**What is needed**
Go through the listing and set it down exactly, leaving out its pictures.

**Data**
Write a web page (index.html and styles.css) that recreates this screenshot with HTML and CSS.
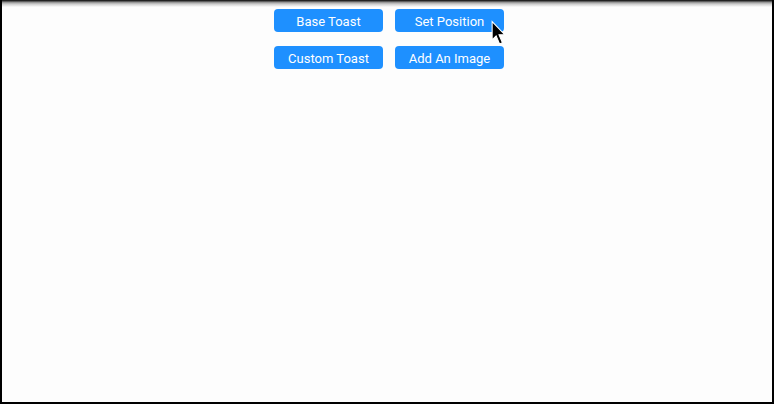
FILE: index.html
```html
<!DOCTYPE html>
<html>
<head>
<meta charset="utf-8">
<link rel="stylesheet" href="styles.css">
</head>
<body>
<div class="frame">
  <div class="shade"></div>
  <div class="grid">
    <button class="btn">Base Toast</button>
    <button class="btn btn-hover">Set Position
      <svg class="cursor" width="16" height="26" viewBox="0 0 14 22"><path d="M1 1 L1 17 L4.5 13.5 L7.5 20.5 L10 19.5 L7 12.5 L12 12.5 Z" fill="#000" stroke="#fff" stroke-width="0.9"/></svg>
    </button>
    <button class="btn">Custom Toast</button>
    <button class="btn">Add An Image</button>
  </div>
</div>
</body>
</html>
```
FILE: styles.css
```css
html, body {
  margin: 0;
  padding: 0;
  width: 774px;
  height: 404px;
  overflow: hidden;
  background: #fff;
}
.frame {
  box-sizing: border-box;
  width: 774px;
  height: 404px;
  border-left: 2px solid #000;
  border-right: 2px solid #000;
  border-bottom: 2px solid #000;
  background: #fdfdfd;
  position: relative;
}
.shade {
  height: 7px;
  margin-bottom: -7px;
  background: linear-gradient(#111 0, #333 1px, #888 2px, #ccc 4px, #fdfdfd 7px);
}
.grid {
  display: grid;
  grid-template-columns: 109px 109px;
  column-gap: 12px;
  row-gap: 14px;
  justify-content: center;
  padding-top: 9px;
  padding-left: 4px;
}
.btn {
  height: 23px;
  background: #1e90ff;
  color: #fff;
  border: none;
  border-radius: 4px;
  font-family: Roboto, "Liberation Sans", sans-serif;
  font-size: 13px;
  padding: 1px 0 0;
  position: relative;
  cursor: default;
}
.cursor {
  position: absolute;
  left: 96px;
  top: 11px;
}
```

**Exercise output**
Write a web page (index.html and styles.css) that recreates this screenshot with HTML and CSS.
FILE: index.html
```html
<!DOCTYPE html>
<html>
<head>
<meta charset="utf-8">
<link rel="stylesheet" href="styles.css">
</head>
<body>
<div class="frame">
  <div class="shade"></div>
  <div class="grid">
    <button class="btn">Base Toast</button>
    <button class="btn btn-hover">Set Position
      <svg class="cursor" width="16" height="26" viewBox="0 0 14 22"><path d="M1 1 L1 17 L4.5 13.5 L7.5 20.5 L10 19.5 L7 12.5 L12 12.5 Z" fill="#000" stroke="#fff" stroke-width="0.9"/></svg>
    </button>
    <button class="btn">Custom Toast</button>
    <button class="btn">Add An Image</button>
  </div>
</div>
</body>
</html>
```
FILE: styles.css
```css
html, body {
  margin: 0;
  padding: 0;
  width: 774px;
  height: 404px;
  overflow: hidden;
  background: #fff;
}
.frame {
  box-sizing: border-box;
  width: 774px;
  height: 404px;
  border-left: 2px solid #000;
  border-right: 2px solid #000;
  border-bottom: 2px solid #000;
  background: #fdfdfd;
  position: relative;
}
.shade {
  height: 7px;
  margin-bottom: -7px;
  background: linear-gradient(#111 0, #333 1px, #888 2px, #ccc 4px, #fdfdfd 7px);
}
.grid {
  display: grid;
  grid-template-columns: 109px 109px;
  column-gap: 12px;
  row-gap: 14px;
  justify-content: center;
  padding-top: 9px;
  padding-left: 4px;
}
.btn {
  height: 23px;
  background: #1e90ff;
  color: #fff;
  border: none;
  border-radius: 4px;
  font-family: Roboto, "Liberation Sans", sans-serif;
  font-size: 13px;
  padding: 1px 0 0;
  position: relative;
  cursor: default;
}
.cursor {
  position: absolute;
  left: 96px;
  top: 11px;
}
```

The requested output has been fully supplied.